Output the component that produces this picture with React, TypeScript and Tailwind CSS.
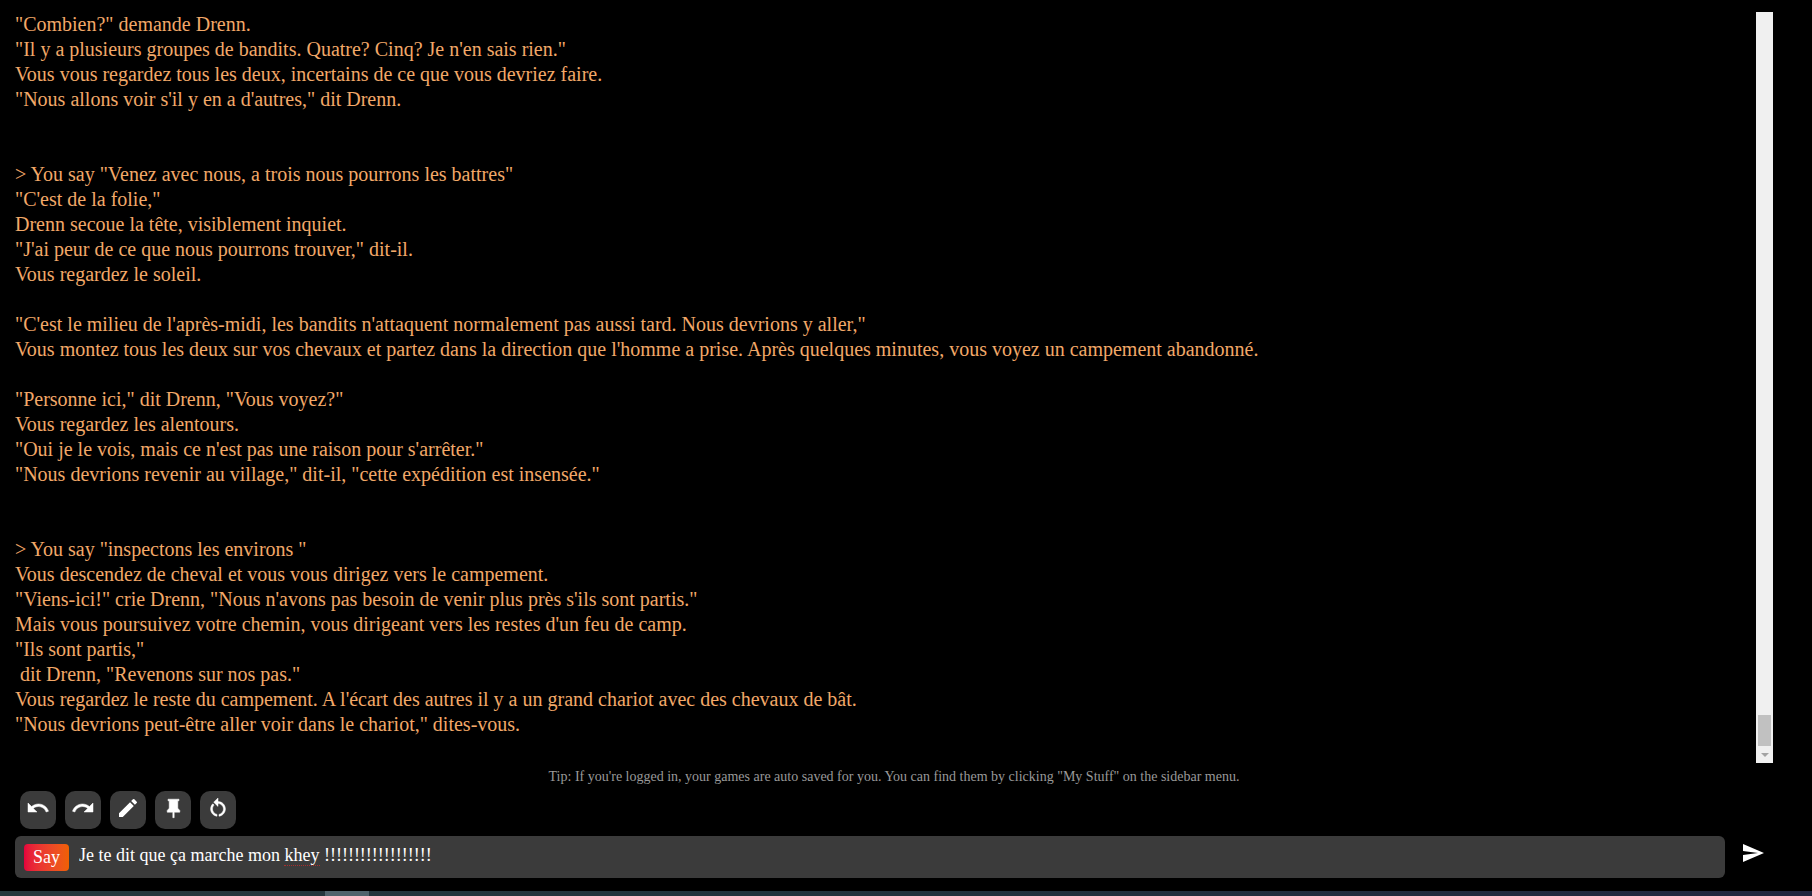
import React, { useState } from 'react';
import { MdCreate, MdSend } from 'react-icons/md';

const story = `"Combien?" demande Drenn.
"Il y a plusieurs groupes de bandits. Quatre? Cinq? Je n'en sais rien."
Vous vous regardez tous les deux, incertains de ce que vous devriez faire.
"Nous allons voir s'il y en a d'autres," dit Drenn.


> You say "Venez avec nous, a trois nous pourrons les battres"
"C'est de la folie,"
Drenn secoue la tête, visiblement inquiet.
"J'ai peur de ce que nous pourrons trouver," dit-il.
Vous regardez le soleil.

"C'est le milieu de l'après-midi, les bandits n'attaquent normalement pas aussi tard. Nous devrions y aller,"
Vous montez tous les deux sur vos chevaux et partez dans la direction que l'homme a prise. Après quelques minutes, vous voyez un campement abandonné.

"Personne ici," dit Drenn, "Vous voyez?"
Vous regardez les alentours.
"Oui je le vois, mais ce n'est pas une raison pour s'arrêter."
"Nous devrions revenir au village," dit-il, "cette expédition est insensée."


> You say "inspectons les environs "
Vous descendez de cheval et vous vous dirigez vers le campement.
"Viens-ici!" crie Drenn, "Nous n'avons pas besoin de venir plus près s'ils sont partis."
Mais vous poursuivez votre chemin, vous dirigeant vers les restes d'un feu de camp.
"Ils sont partis,"
 dit Drenn, "Revenons sur nos pas."
Vous regardez le reste du campement. A l'écart des autres il y a un grand chariot avec des chevaux de bât.
"Nous devrions peut-être aller voir dans le chariot," dites-vous.`;

const ActionIcon = ({ d }: { d: string }) => (
  <svg viewBox="0 0 24 24" className="h-6 w-6" fill="currentColor" stroke="currentColor" strokeWidth="0.5">
    <path d={d} />
  </svg>
);

const undoPath =
  'M12.500 8c-2.650 0-5.050.99-6.900 2.600L2 7v9h9l-3.620-3.620c1.390-1.160 3.160-1.880 5.120-1.880 3.540 0 6.550 2.310 7.600 5.500l2.370-.78C21.080 11.030 17.150 8 12.500 8z';
const redoPath =
  'M18.400 10.600C16.550 8.990 14.150 8 11.500 8c-4.650 0-8.580 3.030-9.960 7.220L3.900 16c1.050-3.190 4.050-5.500 7.600-5.500 1.950 0 3.730.72 5.120 1.880L13 16h9V7l-3.600 3.600z';
const pinPath = 'M7 3.200h11v1.600h-1.200v7.400l2 2.300v1.700h-5.600v5.500h-1.400v-5.500H6.200v-1.700l2-2.300V4.800H7z';
const retryPath =
  'M12 5.500V2L7.700 6.200l4.300 4.200V7.500c3 0 5.500 2.500 5.500 5.500 0 2.600-1.900 4.900-4.500 5.400v1.800c3.600-.5 6.400-3.500 6.400-7.200 0-4.100-3.300-7.500-7.400-7.500zM6.500 13c0-1.500.6-2.900 1.600-3.900L6.800 7.800C5.500 9.100 4.600 11 4.600 13c0 3.700 2.800 6.700 6.400 7.200v-1.800c-2.600-.5-4.500-2.800-4.500-5.400z';

const actions: { name: string; icon: React.ReactNode }[] = [
  { name: 'Undo', icon: <ActionIcon d={undoPath} /> },
  { name: 'Redo', icon: <ActionIcon d={redoPath} /> },
  { name: 'Edit', icon: <MdCreate className="h-6 w-6" /> },
  { name: 'Pin', icon: <ActionIcon d={pinPath} /> },
  { name: 'Retry', icon: <ActionIcon d={retryPath} /> },
];

const Scrollbar = () => (
  <div className="flex w-[17px] shrink-0 flex-col items-center justify-end bg-[#f0f0f0]">
    <div className="h-[31px] w-[13px] bg-[#c1c1c1]" />
    <div className="flex h-[17px] items-center">
      <svg viewBox="0 0 8 4" className="h-1 w-2" fill="#a3a3a3">
        <path d="M0 0h8L4 4z" />
      </svg>
    </div>
  </div>
);

const App: React.FC = () => {
  const [message, setMessage] = useState('Je te dit que ça marche mon khey !!!!!!!!!!!!!!!!!!');

  return (
    <div className="flex min-h-screen flex-col bg-black font-['Liberation_Serif','Times_New_Roman',serif]">
      <main className="flex grow flex-col pt-3 pr-[39px] pl-[15px]">
        <div className="flex min-h-[751px]">
          <p className="grow text-[20px] leading-[25px] whitespace-pre-wrap text-[#f2a868]">{story}</p>
          <Scrollbar />
        </div>

        <p className="mt-1 text-center text-[14px] leading-5 text-[#999999]">
          Tip: If you're logged in, your games are auto saved for you. You can find them by clicking "My Stuff" on the
          sidebar menu.
        </p>

        <div className="mt-1 flex gap-[9px] pl-[5px]">
          {actions.map((action) => (
            <button
              key={action.name}
              aria-label={action.name}
              className="flex h-[38px] w-9 items-center justify-center rounded-[10px] bg-[#3b3b3b] pb-1 text-white"
            >
              {action.icon}
            </button>
          ))}
        </div>

        <form className="mt-[7px] flex items-center" onSubmit={(e) => e.preventDefault()}>
          <div className="flex h-[42px] grow items-center rounded-md bg-[#3b3b3b] pl-[9px]">
            <button
              type="button"
              className="h-[27px] w-[45px] rounded bg-linear-to-r from-[#e6003c] to-[#f06000] text-[18px] leading-[27px] text-white"
            >
              Say
            </button>
            <div className="relative ml-[10px] grow pb-1">
              <input
                aria-label="Message"
                value={message}
                onChange={(e) => setMessage(e.target.value)}
                className="block h-7 w-full bg-transparent text-[18px] text-white outline-none"
              />
              {/* spelling mark */}
              <span className="absolute bottom-[7px] left-[205px] w-9 border-b border-dotted border-[#a83030]" />
            </div>
          </div>
          <button type="submit" aria-label="Send" className="ml-4 flex w-8 items-center pb-2 text-white">
            <MdSend className="h-6 w-6" />
          </button>
        </form>
      </main>

      <footer className="flex h-[5px] bg-linear-to-r from-[#26383c] via-[#20323c] to-[#20263f] pl-[325px]">
        <div className="w-11 bg-[#50636c]" />
      </footer>
    </div>
  );
};

export default App;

- - - -

§ TASK STATEMENT
Give every line back word for word and leave the pictures out.

§ RESPONSE TO THE EXERCISE
Output the component that produces this picture with React, TypeScript and Tailwind CSS.
import React, { useState } from 'react';
import { MdCreate, MdSend } from 'react-icons/md';

const story = `"Combien?" demande Drenn.
"Il y a plusieurs groupes de bandits. Quatre? Cinq? Je n'en sais rien."
Vous vous regardez tous les deux, incertains de ce que vous devriez faire.
"Nous allons voir s'il y en a d'autres," dit Drenn.


> You say "Venez avec nous, a trois nous pourrons les battres"
"C'est de la folie,"
Drenn secoue la tête, visiblement inquiet.
"J'ai peur de ce que nous pourrons trouver," dit-il.
Vous regardez le soleil.

"C'est le milieu de l'après-midi, les bandits n'attaquent normalement pas aussi tard. Nous devrions y aller,"
Vous montez tous les deux sur vos chevaux et partez dans la direction que l'homme a prise. Après quelques minutes, vous voyez un campement abandonné.

"Personne ici," dit Drenn, "Vous voyez?"
Vous regardez les alentours.
"Oui je le vois, mais ce n'est pas une raison pour s'arrêter."
"Nous devrions revenir au village," dit-il, "cette expédition est insensée."


> You say "inspectons les environs "
Vous descendez de cheval et vous vous dirigez vers le campement.
"Viens-ici!" crie Drenn, "Nous n'avons pas besoin de venir plus près s'ils sont partis."
Mais vous poursuivez votre chemin, vous dirigeant vers les restes d'un feu de camp.
"Ils sont partis,"
 dit Drenn, "Revenons sur nos pas."
Vous regardez le reste du campement. A l'écart des autres il y a un grand chariot avec des chevaux de bât.
"Nous devrions peut-être aller voir dans le chariot," dites-vous.`;

const ActionIcon = ({ d }: { d: string }) => (
  <svg viewBox="0 0 24 24" className="h-6 w-6" fill="currentColor" stroke="currentColor" strokeWidth="0.5">
    <path d={d} />
  </svg>
);

const undoPath =
  'M12.500 8c-2.650 0-5.050.99-6.900 2.600L2 7v9h9l-3.620-3.620c1.390-1.160 3.160-1.880 5.120-1.880 3.540 0 6.550 2.310 7.600 5.500l2.370-.78C21.080 11.030 17.150 8 12.500 8z';
const redoPath =
  'M18.400 10.600C16.550 8.990 14.150 8 11.500 8c-4.650 0-8.580 3.030-9.960 7.220L3.900 16c1.050-3.190 4.050-5.500 7.600-5.500 1.950 0 3.730.72 5.120 1.880L13 16h9V7l-3.600 3.600z';
const pinPath = 'M7 3.200h11v1.600h-1.200v7.400l2 2.300v1.700h-5.600v5.500h-1.400v-5.500H6.200v-1.700l2-2.300V4.800H7z';
const retryPath =
  'M12 5.500V2L7.700 6.200l4.300 4.200V7.500c3 0 5.500 2.500 5.500 5.500 0 2.600-1.900 4.900-4.500 5.400v1.800c3.600-.5 6.400-3.500 6.400-7.200 0-4.100-3.300-7.500-7.400-7.500zM6.500 13c0-1.500.6-2.900 1.600-3.900L6.800 7.800C5.500 9.100 4.600 11 4.600 13c0 3.700 2.800 6.700 6.400 7.200v-1.800c-2.600-.5-4.500-2.800-4.500-5.400z';

const actions: { name: string; icon: React.ReactNode }[] = [
  { name: 'Undo', icon: <ActionIcon d={undoPath} /> },
  { name: 'Redo', icon: <ActionIcon d={redoPath} /> },
  { name: 'Edit', icon: <MdCreate className="h-6 w-6" /> },
  { name: 'Pin', icon: <ActionIcon d={pinPath} /> },
  { name: 'Retry', icon: <ActionIcon d={retryPath} /> },
];

const Scrollbar = () => (
  <div className="flex w-[17px] shrink-0 flex-col items-center justify-end bg-[#f0f0f0]">
    <div className="h-[31px] w-[13px] bg-[#c1c1c1]" />
    <div className="flex h-[17px] items-center">
      <svg viewBox="0 0 8 4" className="h-1 w-2" fill="#a3a3a3">
        <path d="M0 0h8L4 4z" />
      </svg>
    </div>
  </div>
);

const App: React.FC = () => {
  const [message, setMessage] = useState('Je te dit que ça marche mon khey !!!!!!!!!!!!!!!!!!');

  return (
    <div className="flex min-h-screen flex-col bg-black font-['Liberation_Serif','Times_New_Roman',serif]">
      <main className="flex grow flex-col pt-3 pr-[39px] pl-[15px]">
        <div className="flex min-h-[751px]">
          <p className="grow text-[20px] leading-[25px] whitespace-pre-wrap text-[#f2a868]">{story}</p>
          <Scrollbar />
        </div>

        <p className="mt-1 text-center text-[14px] leading-5 text-[#999999]">
          Tip: If you're logged in, your games are auto saved for you. You can find them by clicking "My Stuff" on the
          sidebar menu.
        </p>

        <div className="mt-1 flex gap-[9px] pl-[5px]">
          {actions.map((action) => (
            <button
              key={action.name}
              aria-label={action.name}
              className="flex h-[38px] w-9 items-center justify-center rounded-[10px] bg-[#3b3b3b] pb-1 text-white"
            >
              {action.icon}
            </button>
          ))}
        </div>

        <form className="mt-[7px] flex items-center" onSubmit={(e) => e.preventDefault()}>
          <div className="flex h-[42px] grow items-center rounded-md bg-[#3b3b3b] pl-[9px]">
            <button
              type="button"
              className="h-[27px] w-[45px] rounded bg-linear-to-r from-[#e6003c] to-[#f06000] text-[18px] leading-[27px] text-white"
            >
              Say
            </button>
            <div className="relative ml-[10px] grow pb-1">
              <input
                aria-label="Message"
                value={message}
                onChange={(e) => setMessage(e.target.value)}
                className="block h-7 w-full bg-transparent text-[18px] text-white outline-none"
              />
              {/* spelling mark */}
              <span className="absolute bottom-[7px] left-[205px] w-9 border-b border-dotted border-[#a83030]" />
            </div>
          </div>
          <button type="submit" aria-label="Send" className="ml-4 flex w-8 items-center pb-2 text-white">
            <MdSend className="h-6 w-6" />
          </button>
        </form>
      </main>

      <footer className="flex h-[5px] bg-linear-to-r from-[#26383c] via-[#20323c] to-[#20263f] pl-[325px]">
        <div className="w-11 bg-[#50636c]" />
      </footer>
    </div>
  );
};

export default App;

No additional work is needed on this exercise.